To break a Commandment is a sin, but what if one was broken out of necessity, in order to survive? Thou Shalt Not Commit Adultery: a single mother is forced to perform sexual acts as the only way to put food on the table in Surpass biological entanglement/entitlements, catering vowful commitments Mission for mistress missionaries remaining (TOP), 2022; Thou Shalt not Steal: a Nigerian thief who stole batteries to sell on the black market in order to exist is caught, paraded through the streets and beaten to death in Watenda Mabaya Waliiba (WEZI)/A gallop on Napoleon’s Nag across the bed of flowery thieves Barbaric whips to kill against God’s will, 2022. 

In these momentary snapshots, Mukeba incites a Reckoning; allowing for the circulatory nature of these works, where the stories weave and unfold across the exhibition space and within the two-part works themselves, to ultimately create a space for redemption. Yet, can two wrongs make a right? Perhaps we are confronted with the reality of pain and hardship that others face, perhaps we are presented with a mirror to ourselves. Whichever way we read Mukeba’s work, a multiplicity of interpretations creates an open dialogue, a place to seek truths and to discover the heart of human nature.

Sitting in a middle ground between good and evil, dark and light or heaven and hell, Mukeba offers a position on humanity, allowing us to see a possibility that perhaps, no matter our cultural or religious background, love and forgiveness can prevail. Within dangling bodies, writhing in acts of sin, a space of healing is offered. How shall we be judged?

–Victoria Scott, 2022

How far are you willing to go to understand our side.

Do not bring your prejudice before me, I do not seek idolism, nor shall my name be 

placed above thee, remember this day, a new sabbath; may my mother feel the honour.

Acknowledge the murdered and the autonomy of adultery. Let theft not be in your will, for we shall not be bearers of falsehood.

Amri Kumi dives into the meanings of both liberation and conflict that exist despite the constant struggle to be both individual and reformed; every life form, religion and being trembles, aghast at the callings of death, or perhaps worst a deviation from socially depicted norms.

What is a fundamental truth in the right way to live – be it a culture, a conversion or a sinful act we deem right? In a world of lavish enjoyment amplified by the lustful natures of human/mankind can one rightfully embody the right to call them/ourselves diligent followers of the commandments? If it’s passage and an earning to arrive at the promised lands, does one not need to look into the depths and accept the possibility that they’ve been caught up in a wrongful swell or stood witness to wrongful deeds.

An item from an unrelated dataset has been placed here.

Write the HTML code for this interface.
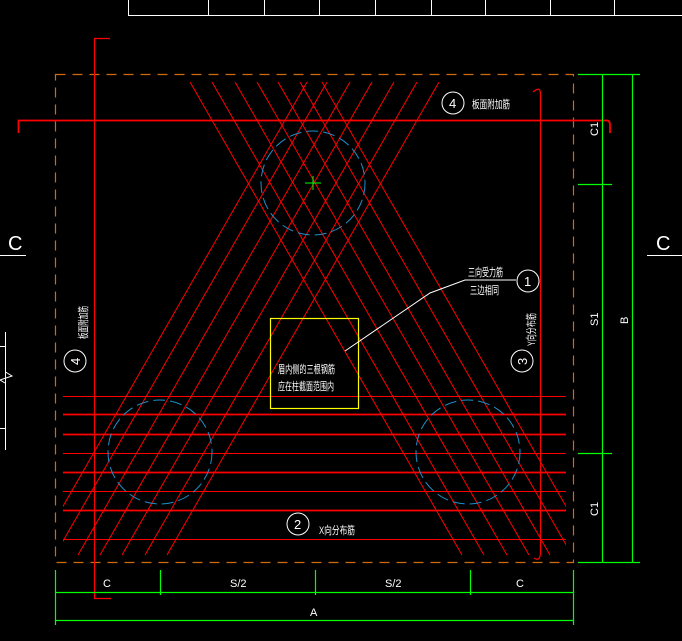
<!DOCTYPE html>
<html><head><meta charset="utf-8"><style>
html,body{margin:0;padding:0;background:#000;width:682px;height:641px;overflow:hidden}
svg{display:block}
text{font-family:"Liberation Sans","Noto Sans CJK SC",sans-serif;fill:#fff}
</style></head><body>
<svg width="682" height="641" viewBox="0 0 682 641" xmlns="http://www.w3.org/2000/svg">
<defs><clipPath id="c"><rect x="63" y="82" width="503" height="474"/></clipPath></defs>
<g stroke="#fff" stroke-width="1" fill="none">
<path d="M128.5 0V15.5H682M208.5 0V15M264.5 0V15M319.5 0V15M375.5 0V15M431.5 0V15M485.5 0V15M550.5 0V15M614.5 0V15"/>
<path d="M0 255.5H26M647 255.5H682"/>
<path d="M5.5 332V450M0 346.5H6M0 428.5H6M5.5 372L12 376L0 380L5 383"/>
</g>
<text x="8" y="250" font-size="20">C</text>
<text x="656" y="250" font-size="20">C</text>
<rect x="55.5" y="74.5" width="518" height="488" fill="none" stroke="#d06a10" stroke-width="1.2" stroke-dasharray="10,7"/>
<g clip-path="url(#c)" stroke="#f00" stroke-width="1">
<path d="M190 82L462 555M212 82L484 555M235 82L507 555M257 82L529 555M278 82L550 555M300 82L572 555M322 82L594 555"/>
<path d="M439 82L167 555M417 82L145 555M394 82L122 555M372 82L100 555M350 82L78 555M327 82L55 555M307 82L35 555"/>
</g>
<g stroke="#f00">
<path d="M63 396.5H566M63 453.5H566M63 491.5H566M63 539.5H566" stroke-width="1"/>
<path d="M63 414.5H566M63 434.5H566M63 472.5H566M63 510.5H566" stroke-width="1.8"/>
<path d="M18.5 133V120.5H606Q610 120 610 125V133" stroke-width="1.8" fill="none"/>
<path d="M110 38.5H94.5V598.5H111" stroke-width="1.2" fill="none"/>
<path d="M533 92Q540 86 540.5 93V553Q540 562 534 558" stroke-width="1.2" fill="none"/>
</g>
<g stroke="#1e90c8" stroke-width="1" fill="none" stroke-dasharray="12,5">
<circle cx="313" cy="183" r="52"/><circle cx="160" cy="452" r="52"/><circle cx="468" cy="452" r="52"/>
</g>
<path d="M305 183H321M313 176V190" stroke="#0f0"/>
<rect x="270.5" y="318.5" width="88" height="90" fill="none" stroke="#ff0" stroke-width="1.2"/>
<text x="278" y="373" font-size="11" textLength="57" lengthAdjust="spacingAndGlyphs">眉内侧的三根钢筋</text>
<text x="278" y="390" font-size="11" textLength="56" lengthAdjust="spacingAndGlyphs">应在柱截面范围内</text>
<path d="M345 351L430 293L465 280H516" stroke="#fff" fill="none"/>
<text x="468" y="276" font-size="11" textLength="35" lengthAdjust="spacingAndGlyphs">三向受力筋</text>
<text x="470" y="294" font-size="11" textLength="29" lengthAdjust="spacingAndGlyphs">三边相同</text>
<g stroke="#fff" fill="none"><circle cx="528" cy="281" r="11"/><circle cx="453" cy="103" r="11"/><circle cx="298" cy="524" r="11"/><circle cx="522" cy="361" r="11"/><circle cx="75" cy="361" r="11"/></g>
<text x="524" y="286" font-size="13">1</text>
<text x="449" y="108" font-size="13">4</text>
<text x="294" y="529" font-size="13">2</text>
<text x="518" y="366" font-size="13" transform="rotate(-90 522 361)">3</text>
<text x="71" y="366" font-size="13" transform="rotate(-90 75 361)">4</text>
<text x="472" y="108" font-size="11" textLength="38" lengthAdjust="spacingAndGlyphs">板面附加筋</text>
<text x="319" y="534" font-size="11" textLength="36" lengthAdjust="spacingAndGlyphs">X向分布筋</text>
<text x="0" y="0" font-size="11" textLength="33" lengthAdjust="spacingAndGlyphs" transform="translate(535 346) rotate(-90)">Y向分布筋</text>
<text x="0" y="0" font-size="11" textLength="33" lengthAdjust="spacingAndGlyphs" transform="translate(87 339) rotate(-90)">板面附加筋</text>
<g stroke="#0f0" stroke-width="1.2" fill="none">
<path d="M578 74.5H640M578 184.5H612M578 453.5H612M578 562.5H640M602.5 74V562M632.5 74V562"/>
<path d="M55.5 570V625M160.5 570V595M315.5 570V595M470.5 570V595M573.5 570V625M55 592.5H573M55 620.5H573"/>
</g>
<g fill="#fff" font-size="11">
<text x="0" y="0" transform="translate(598 136) rotate(-90)">C1</text>
<text x="0" y="0" transform="translate(598 326) rotate(-90)">S1</text>
<text x="0" y="0" transform="translate(598 516) rotate(-90)">C1</text>
<text x="0" y="0" transform="translate(628 324) rotate(-90)">B</text>
<text x="103" y="587">C</text><text x="230" y="587">S/2</text><text x="385" y="587">S/2</text><text x="516" y="587">C</text>
<text x="310" y="616">A</text>
</g>
</svg>
</body></html>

“...this collection - I have portrayed the Amri Kumi (Ten Commandments) in a more modern, contemporary way & how they play out practically in modern African culture. The consequences of acting against these commandments are still very real and can be very brutal regardless of the context around the sin.”

Created on multi-tier, un-primed calico cotton textile, we witness the poesy engraved onto this creation of dual fabric infused tablets within Mahali pa kuponya mawazo yako/ a place to come heal in your thoughts. To bear Amri Kumi is to accept oneself of not being a faithful follower – in attempts we can decipher and seek the beauty in healing. Walk through the divide of the brutality and unrest and embrace the prevailing stories weaved into the complexities within the ten commandments. 

–Emmanuel Lwanga Kei, 2022

Emmanuel Lwanga Kei is a spoken word poet and performer born in Uganda and based in Adelaide since 2001.